**EXERCISE PROMPT**: Reproduce the lines of the material exactly, excluding every image.
— START MATERIAL PROVIDED —
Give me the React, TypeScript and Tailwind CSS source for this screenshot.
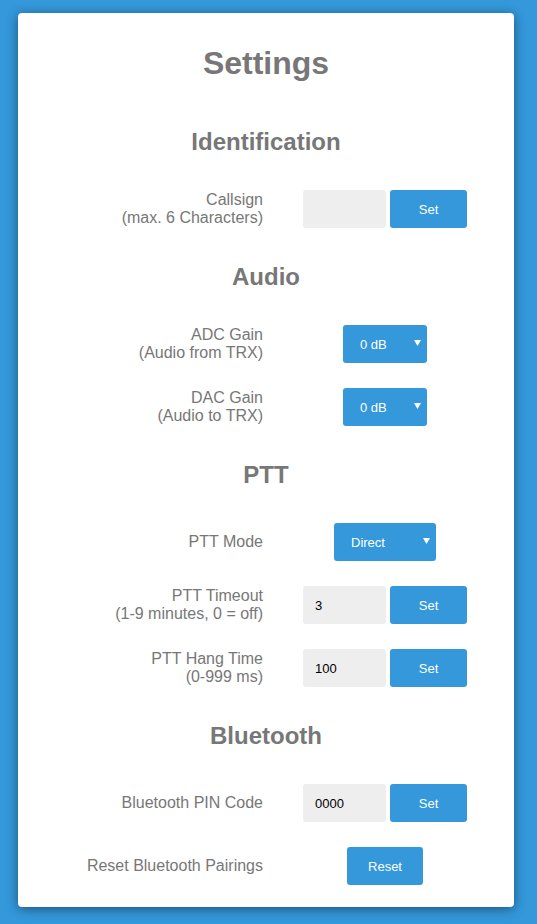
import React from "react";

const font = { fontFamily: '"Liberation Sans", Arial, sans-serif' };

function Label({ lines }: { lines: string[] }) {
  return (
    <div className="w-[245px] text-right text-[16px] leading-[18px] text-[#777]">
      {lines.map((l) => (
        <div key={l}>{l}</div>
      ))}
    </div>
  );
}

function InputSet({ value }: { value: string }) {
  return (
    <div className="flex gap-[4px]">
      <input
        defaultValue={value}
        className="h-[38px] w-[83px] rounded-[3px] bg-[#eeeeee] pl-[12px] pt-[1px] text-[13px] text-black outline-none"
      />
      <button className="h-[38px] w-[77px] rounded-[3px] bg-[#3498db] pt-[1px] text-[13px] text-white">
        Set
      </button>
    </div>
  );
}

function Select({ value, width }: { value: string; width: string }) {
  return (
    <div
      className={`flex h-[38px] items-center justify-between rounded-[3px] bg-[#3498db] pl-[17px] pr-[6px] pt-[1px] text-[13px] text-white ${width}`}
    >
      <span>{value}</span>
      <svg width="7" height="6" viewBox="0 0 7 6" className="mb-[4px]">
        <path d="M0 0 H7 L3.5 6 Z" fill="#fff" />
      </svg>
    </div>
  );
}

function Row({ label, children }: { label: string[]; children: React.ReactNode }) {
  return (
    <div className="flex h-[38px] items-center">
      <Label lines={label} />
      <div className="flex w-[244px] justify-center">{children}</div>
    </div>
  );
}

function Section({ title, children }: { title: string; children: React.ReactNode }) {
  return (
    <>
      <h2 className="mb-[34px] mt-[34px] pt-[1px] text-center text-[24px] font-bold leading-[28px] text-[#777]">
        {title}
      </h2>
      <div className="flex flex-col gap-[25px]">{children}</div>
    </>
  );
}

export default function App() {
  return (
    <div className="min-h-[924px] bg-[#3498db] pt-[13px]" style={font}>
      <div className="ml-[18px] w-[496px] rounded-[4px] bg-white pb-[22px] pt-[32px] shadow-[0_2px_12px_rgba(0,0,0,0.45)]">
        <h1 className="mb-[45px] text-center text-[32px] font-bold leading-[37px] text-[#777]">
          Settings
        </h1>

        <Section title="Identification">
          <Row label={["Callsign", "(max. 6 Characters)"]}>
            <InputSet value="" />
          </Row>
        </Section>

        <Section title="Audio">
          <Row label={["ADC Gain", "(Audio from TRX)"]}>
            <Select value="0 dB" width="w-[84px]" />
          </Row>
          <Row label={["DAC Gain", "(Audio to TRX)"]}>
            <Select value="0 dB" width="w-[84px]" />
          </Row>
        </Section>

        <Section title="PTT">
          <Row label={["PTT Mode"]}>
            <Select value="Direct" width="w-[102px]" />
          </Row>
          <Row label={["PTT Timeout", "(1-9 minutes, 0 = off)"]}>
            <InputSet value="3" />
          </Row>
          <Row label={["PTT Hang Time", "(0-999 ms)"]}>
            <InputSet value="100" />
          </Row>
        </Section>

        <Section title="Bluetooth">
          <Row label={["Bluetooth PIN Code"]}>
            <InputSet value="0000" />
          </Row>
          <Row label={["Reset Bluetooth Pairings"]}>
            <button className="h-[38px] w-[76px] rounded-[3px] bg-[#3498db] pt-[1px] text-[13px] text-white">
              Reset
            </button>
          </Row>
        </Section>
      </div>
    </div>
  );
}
— END MATERIAL PROVIDED —
**ANSWER TO THE TASK**:
Give me the React, TypeScript and Tailwind CSS source for this screenshot.
import React from "react";

const font = { fontFamily: '"Liberation Sans", Arial, sans-serif' };

function Label({ lines }: { lines: string[] }) {
  return (
    <div className="w-[245px] text-right text-[16px] leading-[18px] text-[#777]">
      {lines.map((l) => (
        <div key={l}>{l}</div>
      ))}
    </div>
  );
}

function InputSet({ value }: { value: string }) {
  return (
    <div className="flex gap-[4px]">
      <input
        defaultValue={value}
        className="h-[38px] w-[83px] rounded-[3px] bg-[#eeeeee] pl-[12px] pt-[1px] text-[13px] text-black outline-none"
      />
      <button className="h-[38px] w-[77px] rounded-[3px] bg-[#3498db] pt-[1px] text-[13px] text-white">
        Set
      </button>
    </div>
  );
}

function Select({ value, width }: { value: string; width: string }) {
  return (
    <div
      className={`flex h-[38px] items-center justify-between rounded-[3px] bg-[#3498db] pl-[17px] pr-[6px] pt-[1px] text-[13px] text-white ${width}`}
    >
      <span>{value}</span>
      <svg width="7" height="6" viewBox="0 0 7 6" className="mb-[4px]">
        <path d="M0 0 H7 L3.5 6 Z" fill="#fff" />
      </svg>
    </div>
  );
}

function Row({ label, children }: { label: string[]; children: React.ReactNode }) {
  return (
    <div className="flex h-[38px] items-center">
      <Label lines={label} />
      <div className="flex w-[244px] justify-center">{children}</div>
    </div>
  );
}

function Section({ title, children }: { title: string; children: React.ReactNode }) {
  return (
    <>
      <h2 className="mb-[34px] mt-[34px] pt-[1px] text-center text-[24px] font-bold leading-[28px] text-[#777]">
        {title}
      </h2>
      <div className="flex flex-col gap-[25px]">{children}</div>
    </>
  );
}

export default function App() {
  return (
    <div className="min-h-[924px] bg-[#3498db] pt-[13px]" style={font}>
      <div className="ml-[18px] w-[496px] rounded-[4px] bg-white pb-[22px] pt-[32px] shadow-[0_2px_12px_rgba(0,0,0,0.45)]">
        <h1 className="mb-[45px] text-center text-[32px] font-bold leading-[37px] text-[#777]">
          Settings
        </h1>

        <Section title="Identification">
          <Row label={["Callsign", "(max. 6 Characters)"]}>
            <InputSet value="" />
          </Row>
        </Section>

        <Section title="Audio">
          <Row label={["ADC Gain", "(Audio from TRX)"]}>
            <Select value="0 dB" width="w-[84px]" />
          </Row>
          <Row label={["DAC Gain", "(Audio to TRX)"]}>
            <Select value="0 dB" width="w-[84px]" />
          </Row>
        </Section>

        <Section title="PTT">
          <Row label={["PTT Mode"]}>
            <Select value="Direct" width="w-[102px]" />
          </Row>
          <Row label={["PTT Timeout", "(1-9 minutes, 0 = off)"]}>
            <InputSet value="3" />
          </Row>
          <Row label={["PTT Hang Time", "(0-999 ms)"]}>
            <InputSet value="100" />
          </Row>
        </Section>

        <Section title="Bluetooth">
          <Row label={["Bluetooth PIN Code"]}>
            <InputSet value="0000" />
          </Row>
          <Row label={["Reset Bluetooth Pairings"]}>
            <button className="h-[38px] w-[76px] rounded-[3px] bg-[#3498db] pt-[1px] text-[13px] text-white">
              Reset
            </button>
          </Row>
        </Section>
      </div>
    </div>
  );
}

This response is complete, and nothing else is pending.